# START OF Material for the task
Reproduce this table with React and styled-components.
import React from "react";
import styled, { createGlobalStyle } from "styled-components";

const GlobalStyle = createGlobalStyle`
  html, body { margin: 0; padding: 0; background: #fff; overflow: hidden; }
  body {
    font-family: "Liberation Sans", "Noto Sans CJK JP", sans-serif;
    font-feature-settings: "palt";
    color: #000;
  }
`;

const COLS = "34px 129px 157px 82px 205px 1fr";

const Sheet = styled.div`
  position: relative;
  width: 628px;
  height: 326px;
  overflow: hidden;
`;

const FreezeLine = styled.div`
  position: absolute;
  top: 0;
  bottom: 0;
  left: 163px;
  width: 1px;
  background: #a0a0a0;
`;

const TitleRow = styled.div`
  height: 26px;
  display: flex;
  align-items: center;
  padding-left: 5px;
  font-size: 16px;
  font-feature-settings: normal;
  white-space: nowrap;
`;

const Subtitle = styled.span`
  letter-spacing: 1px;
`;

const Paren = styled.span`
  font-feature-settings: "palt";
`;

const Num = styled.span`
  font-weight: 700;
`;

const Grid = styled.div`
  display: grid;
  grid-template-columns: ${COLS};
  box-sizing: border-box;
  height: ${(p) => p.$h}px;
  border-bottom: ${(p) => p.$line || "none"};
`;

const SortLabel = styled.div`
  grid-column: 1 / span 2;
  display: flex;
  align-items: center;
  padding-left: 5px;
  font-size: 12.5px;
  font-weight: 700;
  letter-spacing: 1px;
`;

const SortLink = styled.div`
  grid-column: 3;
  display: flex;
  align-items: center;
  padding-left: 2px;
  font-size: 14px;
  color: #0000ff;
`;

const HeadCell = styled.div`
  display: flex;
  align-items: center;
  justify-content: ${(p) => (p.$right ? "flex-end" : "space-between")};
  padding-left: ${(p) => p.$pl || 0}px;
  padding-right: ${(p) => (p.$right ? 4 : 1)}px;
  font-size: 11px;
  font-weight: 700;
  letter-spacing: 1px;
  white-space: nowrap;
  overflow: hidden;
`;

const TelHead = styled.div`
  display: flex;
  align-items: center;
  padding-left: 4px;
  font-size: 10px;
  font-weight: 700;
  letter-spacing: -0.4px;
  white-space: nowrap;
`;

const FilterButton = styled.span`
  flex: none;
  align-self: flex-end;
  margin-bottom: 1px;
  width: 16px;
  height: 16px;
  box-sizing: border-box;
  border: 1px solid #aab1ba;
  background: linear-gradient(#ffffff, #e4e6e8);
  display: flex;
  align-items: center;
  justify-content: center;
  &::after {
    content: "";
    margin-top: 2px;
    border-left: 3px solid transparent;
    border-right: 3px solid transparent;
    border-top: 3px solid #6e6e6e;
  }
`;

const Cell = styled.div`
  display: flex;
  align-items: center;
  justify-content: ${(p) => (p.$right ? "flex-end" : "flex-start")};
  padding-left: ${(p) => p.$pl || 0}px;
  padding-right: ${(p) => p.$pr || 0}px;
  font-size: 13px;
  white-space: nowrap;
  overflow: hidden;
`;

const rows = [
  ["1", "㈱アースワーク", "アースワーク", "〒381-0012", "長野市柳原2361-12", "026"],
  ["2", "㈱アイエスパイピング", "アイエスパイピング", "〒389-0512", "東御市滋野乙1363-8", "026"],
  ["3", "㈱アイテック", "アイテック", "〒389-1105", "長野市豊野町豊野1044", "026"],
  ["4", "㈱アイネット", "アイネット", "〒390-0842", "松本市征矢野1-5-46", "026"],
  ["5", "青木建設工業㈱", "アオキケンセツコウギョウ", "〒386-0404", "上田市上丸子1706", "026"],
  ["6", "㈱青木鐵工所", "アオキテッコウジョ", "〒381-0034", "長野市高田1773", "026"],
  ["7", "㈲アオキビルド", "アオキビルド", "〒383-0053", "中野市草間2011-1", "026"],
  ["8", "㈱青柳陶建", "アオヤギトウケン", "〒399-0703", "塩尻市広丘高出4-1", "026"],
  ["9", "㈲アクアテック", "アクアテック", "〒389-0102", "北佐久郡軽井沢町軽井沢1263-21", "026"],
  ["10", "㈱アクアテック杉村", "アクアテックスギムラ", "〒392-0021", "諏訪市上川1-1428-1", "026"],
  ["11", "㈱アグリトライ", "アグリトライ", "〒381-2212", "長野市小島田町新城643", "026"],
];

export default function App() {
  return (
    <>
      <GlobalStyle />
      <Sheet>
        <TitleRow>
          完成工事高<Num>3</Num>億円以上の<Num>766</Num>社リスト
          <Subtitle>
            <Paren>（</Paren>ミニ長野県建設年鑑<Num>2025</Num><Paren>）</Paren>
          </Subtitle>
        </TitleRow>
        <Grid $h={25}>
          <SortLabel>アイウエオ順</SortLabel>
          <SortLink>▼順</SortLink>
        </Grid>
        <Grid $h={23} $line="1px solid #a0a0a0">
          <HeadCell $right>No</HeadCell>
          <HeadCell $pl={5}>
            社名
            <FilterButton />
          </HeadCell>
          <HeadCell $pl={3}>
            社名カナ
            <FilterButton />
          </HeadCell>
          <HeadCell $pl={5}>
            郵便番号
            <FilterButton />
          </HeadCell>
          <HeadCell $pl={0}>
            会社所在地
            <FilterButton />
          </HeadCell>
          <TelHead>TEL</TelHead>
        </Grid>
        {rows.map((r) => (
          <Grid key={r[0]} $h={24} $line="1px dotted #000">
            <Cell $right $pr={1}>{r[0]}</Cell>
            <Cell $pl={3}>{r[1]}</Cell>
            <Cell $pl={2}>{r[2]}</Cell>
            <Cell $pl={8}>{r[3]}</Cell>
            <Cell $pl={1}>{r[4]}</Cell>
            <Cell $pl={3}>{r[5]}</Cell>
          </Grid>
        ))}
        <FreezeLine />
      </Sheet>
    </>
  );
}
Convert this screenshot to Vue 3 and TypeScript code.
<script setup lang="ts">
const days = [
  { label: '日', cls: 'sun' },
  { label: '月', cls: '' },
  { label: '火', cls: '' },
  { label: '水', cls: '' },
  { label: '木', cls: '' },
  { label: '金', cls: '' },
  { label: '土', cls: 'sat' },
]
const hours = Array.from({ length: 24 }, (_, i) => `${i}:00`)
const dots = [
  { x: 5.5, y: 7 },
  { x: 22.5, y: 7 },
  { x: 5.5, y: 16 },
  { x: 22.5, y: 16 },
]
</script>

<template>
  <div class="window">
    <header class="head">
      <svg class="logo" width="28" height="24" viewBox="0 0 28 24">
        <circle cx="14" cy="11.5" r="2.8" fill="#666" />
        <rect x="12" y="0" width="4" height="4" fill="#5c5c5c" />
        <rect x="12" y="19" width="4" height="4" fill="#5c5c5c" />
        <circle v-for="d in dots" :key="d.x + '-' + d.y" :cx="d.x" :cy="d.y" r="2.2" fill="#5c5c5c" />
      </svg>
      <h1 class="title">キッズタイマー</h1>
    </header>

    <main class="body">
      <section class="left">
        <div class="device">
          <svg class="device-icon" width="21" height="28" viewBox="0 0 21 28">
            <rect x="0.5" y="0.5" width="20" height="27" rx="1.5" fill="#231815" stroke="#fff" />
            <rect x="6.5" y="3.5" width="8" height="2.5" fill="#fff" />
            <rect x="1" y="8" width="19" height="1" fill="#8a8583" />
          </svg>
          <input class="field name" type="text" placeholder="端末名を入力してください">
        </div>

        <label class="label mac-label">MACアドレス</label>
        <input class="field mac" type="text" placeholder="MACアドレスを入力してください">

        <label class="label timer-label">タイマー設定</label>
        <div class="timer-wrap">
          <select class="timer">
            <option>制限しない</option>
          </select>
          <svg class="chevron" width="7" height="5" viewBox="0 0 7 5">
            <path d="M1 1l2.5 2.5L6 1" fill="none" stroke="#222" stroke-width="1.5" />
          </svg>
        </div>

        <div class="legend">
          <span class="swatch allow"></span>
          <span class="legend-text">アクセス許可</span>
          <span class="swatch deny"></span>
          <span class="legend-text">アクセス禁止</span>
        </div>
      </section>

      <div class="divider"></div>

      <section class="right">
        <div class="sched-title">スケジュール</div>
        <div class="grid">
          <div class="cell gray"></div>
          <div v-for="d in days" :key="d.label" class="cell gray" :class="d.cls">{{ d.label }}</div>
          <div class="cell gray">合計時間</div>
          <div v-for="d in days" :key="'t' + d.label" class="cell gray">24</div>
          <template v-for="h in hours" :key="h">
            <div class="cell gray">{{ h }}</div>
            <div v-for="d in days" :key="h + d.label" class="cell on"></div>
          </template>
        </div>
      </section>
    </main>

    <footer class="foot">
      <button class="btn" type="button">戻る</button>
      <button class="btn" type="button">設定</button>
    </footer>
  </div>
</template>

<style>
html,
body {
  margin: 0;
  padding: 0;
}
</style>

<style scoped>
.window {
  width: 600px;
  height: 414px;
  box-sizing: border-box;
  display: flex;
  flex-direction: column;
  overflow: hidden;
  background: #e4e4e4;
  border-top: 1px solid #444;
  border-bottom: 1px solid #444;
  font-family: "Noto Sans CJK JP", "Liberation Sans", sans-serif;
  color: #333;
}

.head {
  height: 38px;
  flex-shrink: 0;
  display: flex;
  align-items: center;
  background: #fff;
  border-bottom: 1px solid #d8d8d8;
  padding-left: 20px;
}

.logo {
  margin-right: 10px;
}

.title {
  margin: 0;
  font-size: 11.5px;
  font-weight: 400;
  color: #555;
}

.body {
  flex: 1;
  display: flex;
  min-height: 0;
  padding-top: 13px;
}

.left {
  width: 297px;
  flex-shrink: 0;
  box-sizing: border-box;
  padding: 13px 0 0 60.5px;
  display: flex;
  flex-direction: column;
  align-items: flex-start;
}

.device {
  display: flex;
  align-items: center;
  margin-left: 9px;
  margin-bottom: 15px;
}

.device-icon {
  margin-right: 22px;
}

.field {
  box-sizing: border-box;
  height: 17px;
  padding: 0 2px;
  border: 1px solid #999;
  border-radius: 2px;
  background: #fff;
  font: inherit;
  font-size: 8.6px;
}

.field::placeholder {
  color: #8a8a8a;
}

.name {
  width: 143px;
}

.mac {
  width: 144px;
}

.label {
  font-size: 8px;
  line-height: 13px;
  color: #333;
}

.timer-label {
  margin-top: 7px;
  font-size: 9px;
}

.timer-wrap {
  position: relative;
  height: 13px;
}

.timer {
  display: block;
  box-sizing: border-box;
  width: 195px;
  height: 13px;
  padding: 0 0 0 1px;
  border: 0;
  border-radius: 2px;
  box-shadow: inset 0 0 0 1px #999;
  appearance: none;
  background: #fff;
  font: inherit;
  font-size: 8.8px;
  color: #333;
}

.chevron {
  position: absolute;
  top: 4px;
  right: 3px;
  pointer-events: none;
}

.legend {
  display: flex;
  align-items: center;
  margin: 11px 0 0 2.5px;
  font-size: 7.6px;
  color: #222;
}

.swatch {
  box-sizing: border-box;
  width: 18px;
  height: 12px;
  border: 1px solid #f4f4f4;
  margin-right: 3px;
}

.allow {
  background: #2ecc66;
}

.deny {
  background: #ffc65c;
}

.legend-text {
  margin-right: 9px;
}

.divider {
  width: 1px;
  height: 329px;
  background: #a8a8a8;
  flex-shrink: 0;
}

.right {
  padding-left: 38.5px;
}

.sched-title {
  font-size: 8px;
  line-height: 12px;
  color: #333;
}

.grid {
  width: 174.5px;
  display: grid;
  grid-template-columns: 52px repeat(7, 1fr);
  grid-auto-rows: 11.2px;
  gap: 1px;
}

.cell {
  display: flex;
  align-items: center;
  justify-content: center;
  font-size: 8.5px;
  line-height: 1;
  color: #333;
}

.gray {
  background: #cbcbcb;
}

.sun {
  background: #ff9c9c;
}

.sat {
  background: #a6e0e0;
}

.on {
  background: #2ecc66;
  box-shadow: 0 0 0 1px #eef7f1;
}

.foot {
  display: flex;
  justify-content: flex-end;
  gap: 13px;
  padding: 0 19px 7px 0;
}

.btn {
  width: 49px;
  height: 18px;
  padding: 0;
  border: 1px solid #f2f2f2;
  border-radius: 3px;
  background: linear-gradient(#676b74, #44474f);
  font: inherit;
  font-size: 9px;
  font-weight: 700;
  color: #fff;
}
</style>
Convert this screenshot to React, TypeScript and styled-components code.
# END OF Material for the task
◆ **Problem details**: Filter the entries down to the lines with the word "TypeScript" in them.

◆ **Final answer**:
Convert this screenshot to Vue 3 and TypeScript code.
Convert this screenshot to React, TypeScript and styled-components code.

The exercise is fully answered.